Requirement Levels¶
The schema is formally defined using protobuf3. In protobuf3, all elements are optional, and so there is no mechanism within protobuf to declare that a certain field is required. The Phenopacket schema does require some fields to be present and in some cases additionally requires that these fields have a certain format (syntax) or intended meaning (semantics). Software that uses Phenopackets should check the validity of the data with other means. We provide a Java implementation called Phenopacket Validator that tests Phenopackets (and related messages including Family, Cohort, and Biosample messages) for validity. Application code may additionally check for application-specific criteria.
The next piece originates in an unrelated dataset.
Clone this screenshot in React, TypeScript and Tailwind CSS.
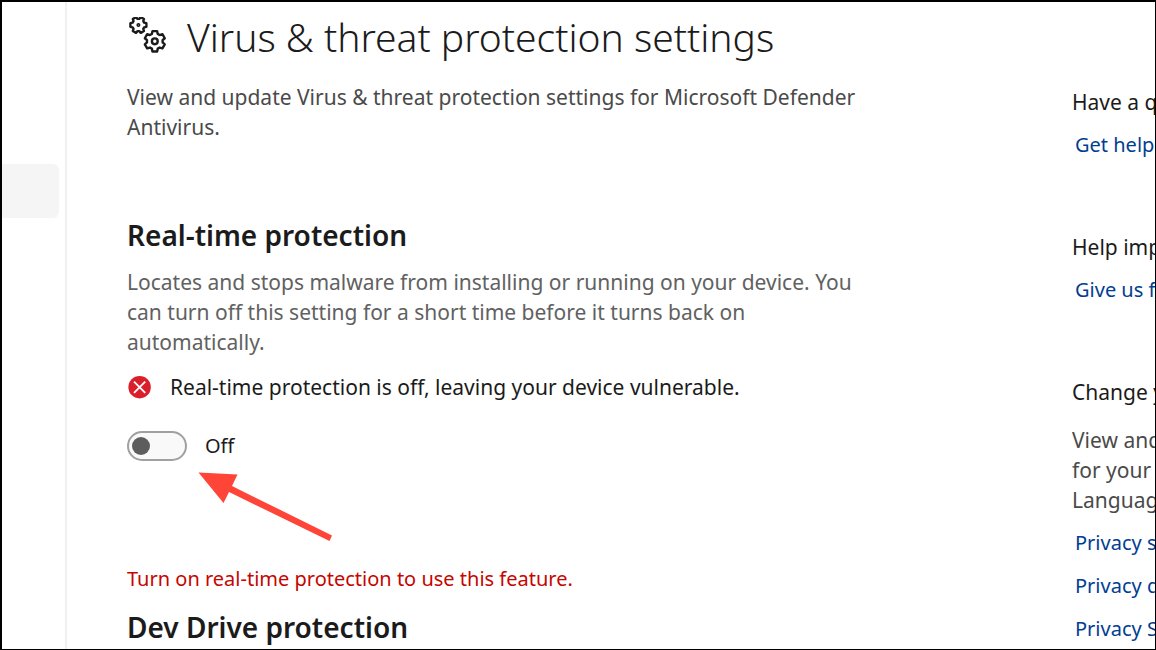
import { useState } from "react";

type GearProps = {
  cx: number;
  cy: number;
  outer: number;
  inner: number;
  hub: number;
  offset: number;
};

/** Outline of a six-toothed gear; offset is the angle of the first tooth. */
function gearPath({ cx, cy, outer, inner, offset }: GearProps) {
  const points: string[] = [];
  for (let i = 0; i < 6; i++) {
    const mid = offset + i * 60;
    const corners = [
      [inner, -22],
      [outer, -13],
      [outer, 13],
      [inner, 22],
    ];
    for (const [r, a] of corners) {
      const rad = ((mid + a) * Math.PI) / 180;
      points.push(`${(cx + r * Math.cos(rad)).toFixed(2)} ${(cy + r * Math.sin(rad)).toFixed(2)}`);
    }
  }
  return `M${points.join("L")}Z`;
}

function Gear(props: GearProps) {
  return (
    <>
      <path d={gearPath(props)} />
      <circle cx={props.cx} cy={props.cy} r={props.hub} />
    </>
  );
}

function GearsIcon() {
  return (
    <svg
      aria-hidden="true"
      viewBox="0 0 40 40"
      className="h-10 w-10 shrink-0"
      fill="none"
      stroke="#1b1b1b"
      strokeWidth="2.4"
      strokeLinejoin="round"
    >
      <Gear cx={11.4} cy={8} outer={8.2} inner={6.2} hub={0.8} offset={0} />
      <Gear cx={27.8} cy={24.3} outer={10.4} inner={7.9} hub={2.9} offset={30} />
    </svg>
  );
}

function ErrorIcon() {
  return (
    <svg aria-hidden="true" viewBox="0 0 24 24" className="h-6 w-6 shrink-0">
      <circle cx="12.6" cy="12.2" r="11.2" fill="#da1f2b" />
      <path d="M7 6.6l11.2 11.2M18.2 6.6l-11.2 11.2" stroke="#fff" strokeWidth="1.8" />
    </svg>
  );
}

function Arrow() {
  return (
    <svg
      aria-hidden="true"
      viewBox="0 0 136 72"
      className="pointer-events-none absolute top-10 left-[71px] h-[72px] w-[136px]"
      fill="#ff4438"
    >
      <path d="M0.5 1.5L39.5 3.5L34 15L134 64.5L131.5 70L31 21L25.5 32Z" />
    </svg>
  );
}

function ProtectionSwitch() {
  const [on, setOn] = useState(false);
  return (
    <div className="relative mt-[29px] flex items-center gap-[18px] text-[20px]">
      <button
        type="button"
        role="switch"
        aria-checked={on}
        aria-labelledby="switch-label"
        onClick={() => setOn(!on)}
        className={`flex h-[30px] w-[60px] items-center rounded-full border-2 border-[#a0a0a0] bg-[#f9f9f9] px-[3px] ${
          on ? "justify-end" : "justify-start"
        }`}
      >
        <span className="h-[18px] w-[18px] rounded-full bg-[#5d5d5d]" />
      </button>
      <span id="switch-label">{on ? "On" : "Off"}</span>
      <Arrow />
    </div>
  );
}

function SideLink({ children }: { children: string }) {
  return (
    <a href="#" className="ml-[3px] block text-[20px] text-[#003e92]">
      {children}
    </a>
  );
}

export default function App() {
  return (
    <div className="flex min-h-screen overflow-hidden border-t-2 border-r border-b border-l-2 border-black bg-white font-['Noto_Sans','Open_Sans',sans-serif] text-[21px] leading-[30px] text-[#1b1b1b]">
      <nav aria-label="Sections" className="w-[65px] shrink-0 border-r-2 border-[#f0f0f0] pt-[162px] pr-1.5">
        <a href="#" aria-label="Virus & threat protection" className="block h-[54px] rounded-r-md bg-[#f5f5f5]" />
      </nav>

      <main className="min-w-0 flex-1 pl-[60px]">
        <header className="flex items-center gap-5 pt-[7px]">
          <GearsIcon />
          <h1 className="text-[39px] leading-[56px] font-light whitespace-nowrap">
            Virus &amp; threat protection settings
          </h1>
        </header>
        <p className="mt-[17px] max-w-[760px] text-[#4a4a4a]">
          View and update Virus &amp; threat protection settings for Microsoft Defender Antivirus.
        </p>

        <section className="mt-[73px]">
          <h2 className="text-[28px] leading-10 font-semibold">Real-time protection</h2>
          <p className="mt-3 max-w-[760px] text-[#616161]">
            Locates and stops malware from installing or running on your device. You can turn off this setting for a
            short time before it turns back on automatically.
          </p>
          <p className="mt-[15px] flex items-center gap-[19px]">
            <ErrorIcon />
            Real-time protection is off, leaving your device vulnerable.
          </p>
          <ProtectionSwitch />
        </section>

        <section className="mt-[103px]">
          <p className="text-[20px] text-[#c50500]">Turn on real-time protection to use this feature.</p>
          <h2 className="mt-[13px] text-[28px] leading-10 font-semibold">Dev Drive protection</h2>
        </section>
      </main>

      <aside className="w-[83px] shrink-0 overflow-hidden pt-[85px] whitespace-nowrap">
        <h3>Have a question?</h3>
        <div className="mt-[13px]">
          <SideLink>Get help</SideLink>
        </div>
        <h3 className="mt-[72px]">Help improve</h3>
        <div className="mt-[13px]">
          <SideLink>Give us feedback</SideLink>
        </div>
        <h3 className="mt-[72px]">Change your</h3>
        <p className="mt-[18px] text-[#4a4a4a]">
          View and
          <br />
          for your
          <br />
          Language
        </p>
        <div className="mt-[13px] flex flex-col gap-[13px]">
          <SideLink>Privacy settings</SideLink>
          <SideLink>Privacy dashboard</SideLink>
          <SideLink>Privacy Statement</SideLink>
        </div>
      </aside>
    </div>
  );
}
The Phenopacket schema uses three requirement levels. The required/recommended/optional designations are phenopacket-specific extensions used in the schema only (not code) and are not supported by protobuf.
Required¶
If a field is required, its presence is an absolute requirement of the specification, failing which the entire
phenopacket is regarded as malformed. This corresponds to the key words MUST
, REQUIRED
, and SHALL
in
RFC2119.
Validation software must emit an error if a required field is missing. We note that natively protobuf messages never return a null pointer, and so if a field is missing it will be an empty string, a zero, or default instance depending on the datatype. Therefore, in practive validation software does not need to check for null pointers.
Recommended¶
A field is not absolutely required, or there are valid reasons in particular circumstances that the field does
not apply to the intended use case of the Phenopacket. This corresponds to the key woirds SHOULD
and RECOMMENDED
in
RFC2119. For example, a variant may be associated with an id that can
be useful to have but is not necessary for an analysis. The variant NM_000138.4:c.*2024A>G is associated with the
id rs558488257.
Validation software may emit a warning if a recommended field is missing.
Optional¶
A field is truly optional. This category can be applied to fields that are only useful for a certain type of data. For
instance, the background
field of the variant
message is only used for Phenopackets that describe animal
models of disease.
The general-purpose validator must not emit a warning about these fields whether or not they are present. It may be appropriate for application-specific validators to emit a warning or even an error if a certain optional field is not present.